October 21, 2011 | 2 min read

On the American current affairs show "60 Minutes" this Sunday, Steve Jobs' biographer Walter Isaacson tells why the Apple chief refused what could have been life-saving surgery on his pancreatic cancer.

The author says Jobs told him he put off the operation because 'I didn't want my body to be opened . . . I didn't want to be violated in that way,'" .He later regretted his decision to try alternative therapies, said Isaacson. " I think he felt he should have been operated on sooner."

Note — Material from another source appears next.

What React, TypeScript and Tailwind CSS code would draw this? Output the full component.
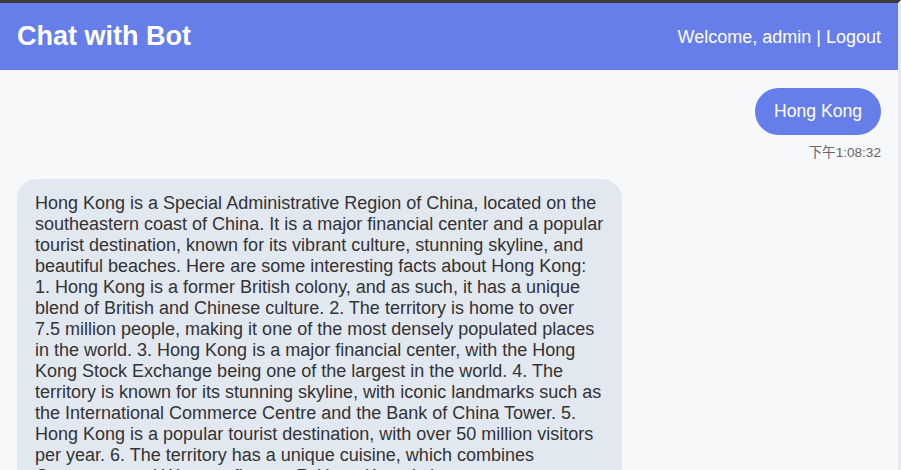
import React from "react";

interface Message {
  role: "user" | "bot";
  text: string;
  time?: string;
}

const messages: Message[] = [
  { role: "user", text: "Hong Kong", time: "下午1:08:32" },
  {
    role: "bot",
    text:
      "Hong Kong is a Special Administrative Region of China, located on the southeastern coast of China. It is a major financial center and a popular tourist destination, known for its vibrant culture, stunning skyline, and beautiful beaches. Here are some interesting facts about Hong Kong: 1. Hong Kong is a former British colony, and as such, it has a unique blend of British and Chinese culture. 2. The territory is home to over 7.5 million people, making it one of the most densely populated places in the world. 3. Hong Kong is a major financial center, with the Hong Kong Stock Exchange being one of the largest in the world. 4. The territory is known for its stunning skyline, with iconic landmarks such as the International Commerce Centre and the Bank of China Tower. 5. Hong Kong is a popular tourist destination, with over 50 million visitors per year. 6. The territory has a unique cuisine, which combines Cantonese and Western flavors. 7. Hong Kong is home to many beautiful beaches and hiking trails, offering a break from the busy city life.",
  },
];

export default function App() {
  return (
    <div className="flex h-[470px] flex-col overflow-hidden border-t-[3px] border-r-[3px] border-t-[#3b3b3f] border-r-[#e8e9ee] bg-[#f7f8fa] font-['Liberation_Sans','Noto_Sans_CJK_SC',sans-serif]">
      {/* Header */}
      <header className="flex h-[67px] shrink-0 items-center justify-between bg-[#667eea] px-[17px] text-white">
        <h1 className="text-[27px] font-bold leading-none">Chat with Bot</h1>
        <div className="text-[18px] leading-none">
          Welcome, admin | <span>Logout</span>
        </div>
      </header>

      {/* Messages */}
      <main className="flex flex-1 flex-col gap-[19px] px-[17px] pt-[18px]">
        {messages.map((m, i) =>
          m.role === "user" ? (
            <div key={i} className="flex flex-col items-end">
              <div className="rounded-full bg-[#667eea] px-[19px] py-[13px] text-[17.6px] leading-[21px] text-white">
                {m.text}
              </div>
              <span className="mt-[11px] text-[13.6px] leading-none text-[#666]">
                {m.time}
              </span>
            </div>
          ) : (
            <div key={i} className="flex">
              <div className="max-w-[70%] rounded-[20px] bg-[#e2e8f0] px-[18px] pt-[14px] pb-[14px] text-[18px] leading-[21px] text-[#333]">
                {m.text}
              </div>
            </div>
          )
        )}
      </main>
    </div>
  );
}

Jobs waited nine months, while his wife and others urged him to get the surgery done, before finally having the operation. When interviewer Steve Kroft asked, "How could such a smart man do such a stupid thing?" , Isaacson replied, "I think that he kind of felt that if you ignore something, if you don't want something to exist, you can have magical thinking ... we talked about this a lot." Isaacson's long-awaited book "Steve Jobs" is out next week.

Jobs finally had the surgery and told his employees about it, but played down the seriousness of his condition. Isaacson says he was receiving cancer treatments in secret even though he was telling everyone he was cured.

Writing in Newsweek earlier, science editor Sharon Begley quoted cancer specialists who said Jobs might have had a good chance of living much longer than he did had he taken a more aggressive course upon learning about his illness.

Cancer surgeon Dr. Kim Joseph told the San Jose Mercury News that it was not uncommon for a newly-diagnosed cancer patient to want to try alternative cures before proceeding with more proven and often drastic ones, such as surgery or radiation .

"You'd expect the CEO of Apple to be more informed," said Dr. Kim. "Someone with a scientific mind like he had would be expected to be driven by evidence. And the evidence is clear with this type of cancer that surgery would improve his survival chances."

"There's a chance,'' said Dr. Kim, "that Steve Jobs would still be alive today if he had had surgery right away."